Exploiting BERT for End-to-End Aspect-based Sentiment Analysis
The paper, "Exploiting BERT for End-to-End Aspect-based Sentiment Analysis," investigates the utilization of BERT's contextualized embeddings in the task of end-to-end aspect-based sentiment analysis (E2E-ABSA). This paper highlights the potential of BERT in improving sentiment analysis models by integrating a simple yet effective BERT-based architecture with downstream neural models.
Overview
Aspect-based sentiment analysis (ABSA) focuses on extracting sentiments specifically tied to aspects in text, either explicitly mentioned or implicitly categorized. In contrast, the E2E-ABSA task addresses the simultaneous detection of aspect terms/categories and their associated sentiments without necessitating predefined aspect information. This paper proposes a BERT-based approach for E2E-ABSA and presents several neural baselines coupled with BERT to assess its efficacy.
Model Architecture
The proposed method integrates BERT with simple task-specific layers, treating E2E-ABSA as a sequence labeling problem. The BERT component generates contextualized token representations which are then used by downstream models like linear layers, GRU, self-attention networks (SAN), and conditional random fields (CRF) to predict tags for aspect terms and sentiments.

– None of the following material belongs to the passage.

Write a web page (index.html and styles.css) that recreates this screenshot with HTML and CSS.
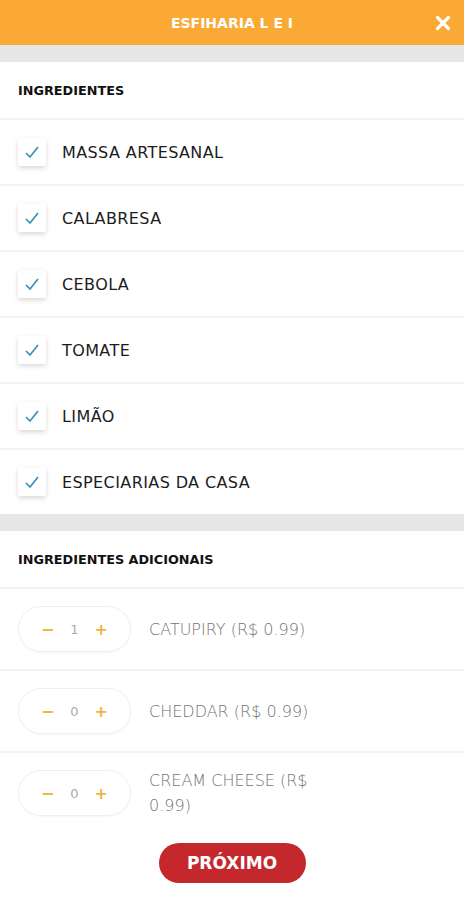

- BERT as Embedding Layer: It uses pre-trained BERT to calculate contextualized representations, providing crucial context-dependent word information.
- Downstream Models:
- Linear Layer: Provides a straightforward mapping from BERT representations to predictions.
- Recurrent Neural Networks (GRU): Captures sequential dependencies effectively.
- Self-Attention Networks (SAN and TFM): Facilitates encoding of token relationships through attention mechanisms.
- CRF: Utilizes sequence-level scoring for improved label prediction consistency.
Experimental Results
The experiments, conducted on datasets from SemEval, demonstrate that even with basic configurations, BERT-based models outperform state-of-the-art non-BERT models. Notably, the BERT + Linear setup already surpasses existing methodologies. The paper shows that incorporating complex layers further enhances model performance.
Key results from the paper include:
- On the LAPTOP dataset, BERT-TFM achieved an F1 score of 60.80, illustrating notable improvements over previous models.
- On the REST dataset, BERT-SAN attained an F1 score of 74.72, underscoring BERT's ability to capture nuanced sentiment associations.
The results indicate a significant leap forward in sentiment analysis capabilities, primarily driven by BERT's strength in handling context.
Discussion
The paper addresses potential concerns regarding over-parameterization and overfitting due to BERT's complexity. It finds that the models exhibit robust performance over extended training, suggesting resilience to overparameterization.
Furthermore, the importance of fine-tuning BERT on task-specific datasets was highlighted — the BERT component's tuning is crucial for achieving optimal performance in E2E-ABSA tasks.
Conclusion and Implications
The findings underline BERT's substantial capacity to enhance the E2E-ABSA task by leveraging its contextualized embeddings. Beyond E2E-ABSA, this approach could be extended to other NLP tasks where understanding context-specific nuances is critical. Future research could explore more sophisticated architectures or alternative pre-trained models to extend these findings. Additionally, the paper contributes a BERT-based benchmark for further research in aspect-based sentiment analysis, fostering advancements in artificial intelligence applications related to sentiment detection.